***** Information shown *****

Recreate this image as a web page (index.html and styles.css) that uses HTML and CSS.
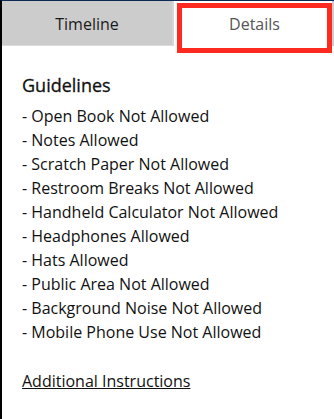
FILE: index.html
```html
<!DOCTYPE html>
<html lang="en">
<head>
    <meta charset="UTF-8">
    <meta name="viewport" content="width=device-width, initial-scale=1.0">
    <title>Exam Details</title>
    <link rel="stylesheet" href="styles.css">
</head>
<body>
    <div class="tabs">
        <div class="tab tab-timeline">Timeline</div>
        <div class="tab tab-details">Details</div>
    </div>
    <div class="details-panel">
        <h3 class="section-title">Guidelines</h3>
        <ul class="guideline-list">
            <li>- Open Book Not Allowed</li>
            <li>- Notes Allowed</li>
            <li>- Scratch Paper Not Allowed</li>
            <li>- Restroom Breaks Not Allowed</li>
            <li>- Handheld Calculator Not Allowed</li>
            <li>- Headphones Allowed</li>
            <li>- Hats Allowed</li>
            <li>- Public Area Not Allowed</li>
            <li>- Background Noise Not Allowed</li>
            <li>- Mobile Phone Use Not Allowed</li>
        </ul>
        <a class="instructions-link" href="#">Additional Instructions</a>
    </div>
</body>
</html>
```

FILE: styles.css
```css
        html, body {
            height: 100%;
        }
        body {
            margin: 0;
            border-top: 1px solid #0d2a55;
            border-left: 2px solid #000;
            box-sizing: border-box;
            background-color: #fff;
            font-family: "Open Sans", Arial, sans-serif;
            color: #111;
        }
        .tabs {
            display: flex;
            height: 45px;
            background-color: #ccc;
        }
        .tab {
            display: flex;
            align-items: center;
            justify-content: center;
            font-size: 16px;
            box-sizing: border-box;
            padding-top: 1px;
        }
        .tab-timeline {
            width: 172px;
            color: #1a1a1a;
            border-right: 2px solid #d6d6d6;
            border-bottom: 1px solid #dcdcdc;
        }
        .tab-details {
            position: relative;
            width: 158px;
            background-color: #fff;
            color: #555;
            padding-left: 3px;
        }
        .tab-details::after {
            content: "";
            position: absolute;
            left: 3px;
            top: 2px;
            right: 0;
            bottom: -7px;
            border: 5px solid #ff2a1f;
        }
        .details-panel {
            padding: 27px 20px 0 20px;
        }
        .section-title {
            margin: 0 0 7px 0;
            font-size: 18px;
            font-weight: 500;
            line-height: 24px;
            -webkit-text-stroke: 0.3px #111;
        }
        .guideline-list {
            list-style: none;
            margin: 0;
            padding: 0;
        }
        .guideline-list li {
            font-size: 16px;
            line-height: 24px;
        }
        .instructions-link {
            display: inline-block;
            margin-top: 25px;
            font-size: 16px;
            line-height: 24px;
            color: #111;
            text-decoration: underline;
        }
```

*****

## Task description
Without the pictures, transcribe the listing above exactly.

## Exercise result
Recreate this image as a web page (index.html and styles.css) that uses HTML and CSS.
FILE: index.html
```html
<!DOCTYPE html>
<html lang="en">
<head>
    <meta charset="UTF-8">
    <meta name="viewport" content="width=device-width, initial-scale=1.0">
    <title>Exam Details</title>
    <link rel="stylesheet" href="styles.css">
</head>
<body>
    <div class="tabs">
        <div class="tab tab-timeline">Timeline</div>
        <div class="tab tab-details">Details</div>
    </div>
    <div class="details-panel">
        <h3 class="section-title">Guidelines</h3>
        <ul class="guideline-list">
            <li>- Open Book Not Allowed</li>
            <li>- Notes Allowed</li>
            <li>- Scratch Paper Not Allowed</li>
            <li>- Restroom Breaks Not Allowed</li>
            <li>- Handheld Calculator Not Allowed</li>
            <li>- Headphones Allowed</li>
            <li>- Hats Allowed</li>
            <li>- Public Area Not Allowed</li>
            <li>- Background Noise Not Allowed</li>
            <li>- Mobile Phone Use Not Allowed</li>
        </ul>
        <a class="instructions-link" href="#">Additional Instructions</a>
    </div>
</body>
</html>
```

FILE: styles.css
```css
        html, body {
            height: 100%;
        }
        body {
            margin: 0;
            border-top: 1px solid #0d2a55;
            border-left: 2px solid #000;
            box-sizing: border-box;
            background-color: #fff;
            font-family: "Open Sans", Arial, sans-serif;
            color: #111;
        }
        .tabs {
            display: flex;
            height: 45px;
            background-color: #ccc;
        }
        .tab {
            display: flex;
            align-items: center;
            justify-content: center;
            font-size: 16px;
            box-sizing: border-box;
            padding-top: 1px;
        }
        .tab-timeline {
            width: 172px;
            color: #1a1a1a;
            border-right: 2px solid #d6d6d6;
            border-bottom: 1px solid #dcdcdc;
        }
        .tab-details {
            position: relative;
            width: 158px;
            background-color: #fff;
            color: #555;
            padding-left: 3px;
        }
        .tab-details::after {
            content: "";
            position: absolute;
            left: 3px;
            top: 2px;
            right: 0;
            bottom: -7px;
            border: 5px solid #ff2a1f;
        }
        .details-panel {
            padding: 27px 20px 0 20px;
        }
        .section-title {
            margin: 0 0 7px 0;
            font-size: 18px;
            font-weight: 500;
            line-height: 24px;
            -webkit-text-stroke: 0.3px #111;
        }
        .guideline-list {
            list-style: none;
            margin: 0;
            padding: 0;
        }
        .guideline-list li {
            font-size: 16px;
            line-height: 24px;
        }
        .instructions-link {
            display: inline-block;
            margin-top: 25px;
            font-size: 16px;
            line-height: 24px;
            color: #111;
            text-decoration: underline;
        }
```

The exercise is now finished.